▶ [Available data]:
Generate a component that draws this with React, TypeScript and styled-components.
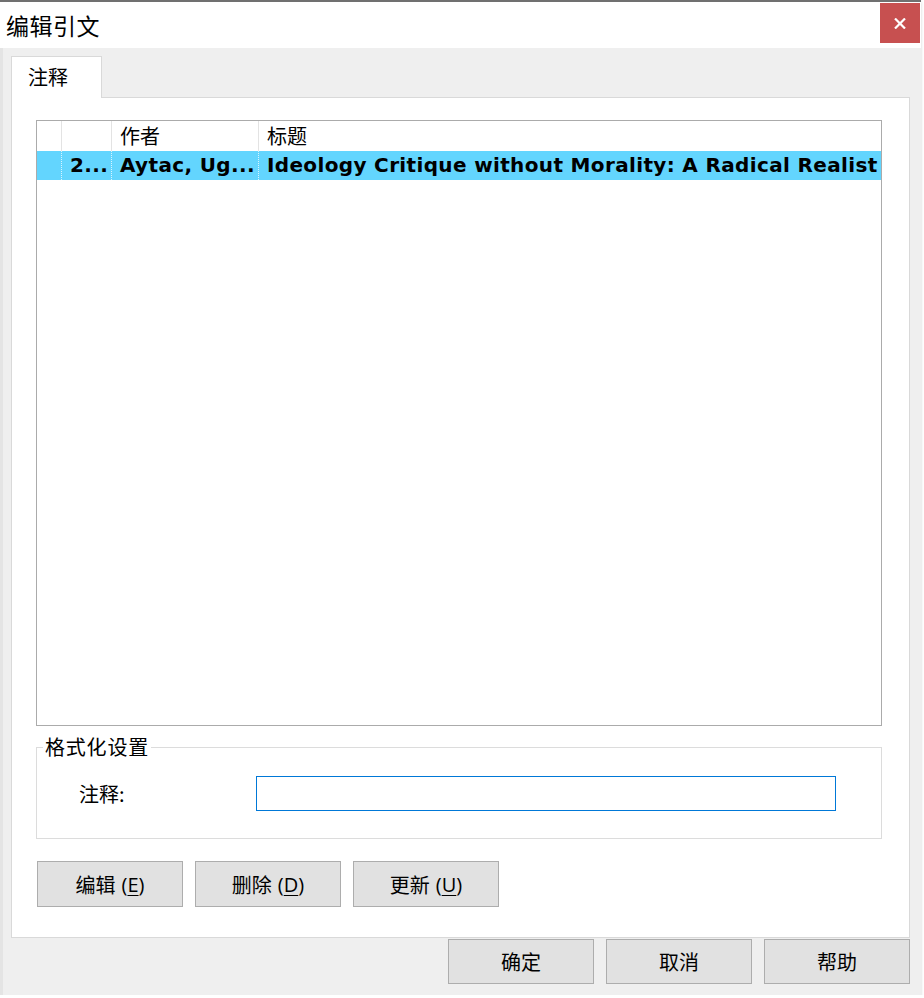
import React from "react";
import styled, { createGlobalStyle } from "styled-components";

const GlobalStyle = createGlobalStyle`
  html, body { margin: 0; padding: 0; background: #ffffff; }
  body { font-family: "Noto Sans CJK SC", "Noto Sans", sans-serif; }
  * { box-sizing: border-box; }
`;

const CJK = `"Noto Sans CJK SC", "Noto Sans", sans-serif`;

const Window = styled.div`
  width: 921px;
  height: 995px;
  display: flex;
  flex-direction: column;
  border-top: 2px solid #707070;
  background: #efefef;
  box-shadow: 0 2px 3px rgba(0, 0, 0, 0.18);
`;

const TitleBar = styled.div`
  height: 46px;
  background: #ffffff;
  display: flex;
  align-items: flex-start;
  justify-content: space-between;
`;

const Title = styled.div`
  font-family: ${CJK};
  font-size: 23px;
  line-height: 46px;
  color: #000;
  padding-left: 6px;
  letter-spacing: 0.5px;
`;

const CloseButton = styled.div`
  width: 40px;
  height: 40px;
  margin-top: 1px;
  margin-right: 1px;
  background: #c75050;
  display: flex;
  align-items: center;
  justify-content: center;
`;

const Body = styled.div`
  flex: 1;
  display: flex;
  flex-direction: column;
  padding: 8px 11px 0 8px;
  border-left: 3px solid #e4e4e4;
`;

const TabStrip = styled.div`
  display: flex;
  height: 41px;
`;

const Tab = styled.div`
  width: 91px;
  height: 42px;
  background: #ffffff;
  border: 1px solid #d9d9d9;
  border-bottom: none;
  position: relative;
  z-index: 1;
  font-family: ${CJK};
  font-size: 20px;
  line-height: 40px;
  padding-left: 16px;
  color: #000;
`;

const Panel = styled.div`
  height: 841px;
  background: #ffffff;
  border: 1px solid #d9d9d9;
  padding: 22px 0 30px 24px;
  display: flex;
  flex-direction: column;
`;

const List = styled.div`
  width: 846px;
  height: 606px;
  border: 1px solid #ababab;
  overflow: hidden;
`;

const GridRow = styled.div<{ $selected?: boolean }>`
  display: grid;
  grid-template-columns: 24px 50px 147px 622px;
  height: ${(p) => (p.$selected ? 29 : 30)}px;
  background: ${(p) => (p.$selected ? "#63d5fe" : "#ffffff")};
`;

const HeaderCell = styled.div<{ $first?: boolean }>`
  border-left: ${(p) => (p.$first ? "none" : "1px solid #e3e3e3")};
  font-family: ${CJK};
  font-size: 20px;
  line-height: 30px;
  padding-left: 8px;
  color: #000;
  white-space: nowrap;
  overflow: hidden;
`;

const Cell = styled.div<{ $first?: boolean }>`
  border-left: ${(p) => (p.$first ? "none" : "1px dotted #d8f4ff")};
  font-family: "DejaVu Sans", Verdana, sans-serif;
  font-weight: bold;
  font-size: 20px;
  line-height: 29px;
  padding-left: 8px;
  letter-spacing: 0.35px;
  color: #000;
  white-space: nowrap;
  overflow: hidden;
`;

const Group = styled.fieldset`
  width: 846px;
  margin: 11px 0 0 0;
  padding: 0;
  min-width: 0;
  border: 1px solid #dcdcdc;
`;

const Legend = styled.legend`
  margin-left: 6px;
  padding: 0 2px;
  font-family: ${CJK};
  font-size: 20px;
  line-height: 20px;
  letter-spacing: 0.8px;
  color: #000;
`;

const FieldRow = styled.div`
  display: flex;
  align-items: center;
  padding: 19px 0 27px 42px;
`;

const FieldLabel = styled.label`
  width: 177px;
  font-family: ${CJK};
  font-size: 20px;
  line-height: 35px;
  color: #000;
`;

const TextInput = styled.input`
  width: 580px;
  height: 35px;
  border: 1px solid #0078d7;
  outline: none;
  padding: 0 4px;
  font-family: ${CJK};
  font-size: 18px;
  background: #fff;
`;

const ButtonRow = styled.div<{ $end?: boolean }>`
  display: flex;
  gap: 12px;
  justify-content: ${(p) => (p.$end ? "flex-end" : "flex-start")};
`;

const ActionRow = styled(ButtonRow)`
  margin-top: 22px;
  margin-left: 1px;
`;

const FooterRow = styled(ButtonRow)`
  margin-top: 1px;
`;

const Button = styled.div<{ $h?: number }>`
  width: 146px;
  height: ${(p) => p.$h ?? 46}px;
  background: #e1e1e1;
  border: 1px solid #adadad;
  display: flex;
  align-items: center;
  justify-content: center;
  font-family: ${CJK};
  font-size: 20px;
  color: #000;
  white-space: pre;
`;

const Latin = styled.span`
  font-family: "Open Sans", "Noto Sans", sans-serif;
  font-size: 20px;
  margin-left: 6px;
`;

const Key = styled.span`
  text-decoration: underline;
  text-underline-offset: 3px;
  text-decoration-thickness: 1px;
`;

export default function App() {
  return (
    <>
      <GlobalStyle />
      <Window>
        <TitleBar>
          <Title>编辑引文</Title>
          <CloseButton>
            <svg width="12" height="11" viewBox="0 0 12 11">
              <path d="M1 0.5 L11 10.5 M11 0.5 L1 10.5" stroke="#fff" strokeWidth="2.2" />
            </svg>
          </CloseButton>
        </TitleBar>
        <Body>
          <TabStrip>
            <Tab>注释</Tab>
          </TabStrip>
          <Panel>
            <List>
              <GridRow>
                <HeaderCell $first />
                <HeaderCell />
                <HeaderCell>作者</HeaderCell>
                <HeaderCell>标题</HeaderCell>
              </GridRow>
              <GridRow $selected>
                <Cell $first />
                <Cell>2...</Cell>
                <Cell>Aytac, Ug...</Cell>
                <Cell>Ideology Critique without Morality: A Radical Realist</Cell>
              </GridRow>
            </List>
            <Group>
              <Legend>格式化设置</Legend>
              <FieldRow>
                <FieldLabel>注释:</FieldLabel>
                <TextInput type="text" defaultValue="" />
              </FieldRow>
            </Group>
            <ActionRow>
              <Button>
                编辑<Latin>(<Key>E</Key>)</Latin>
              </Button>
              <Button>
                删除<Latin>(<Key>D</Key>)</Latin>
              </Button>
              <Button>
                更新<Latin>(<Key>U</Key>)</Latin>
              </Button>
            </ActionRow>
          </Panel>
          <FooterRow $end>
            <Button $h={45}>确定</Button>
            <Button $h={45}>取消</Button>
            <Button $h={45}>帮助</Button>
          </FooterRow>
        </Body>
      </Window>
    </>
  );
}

▶ [Directive]:
Identify the lines above with the word "React". Copy them.

▶ [Finished exercise]:
Generate a component that draws this with React, TypeScript and styled-components.
import React from "react";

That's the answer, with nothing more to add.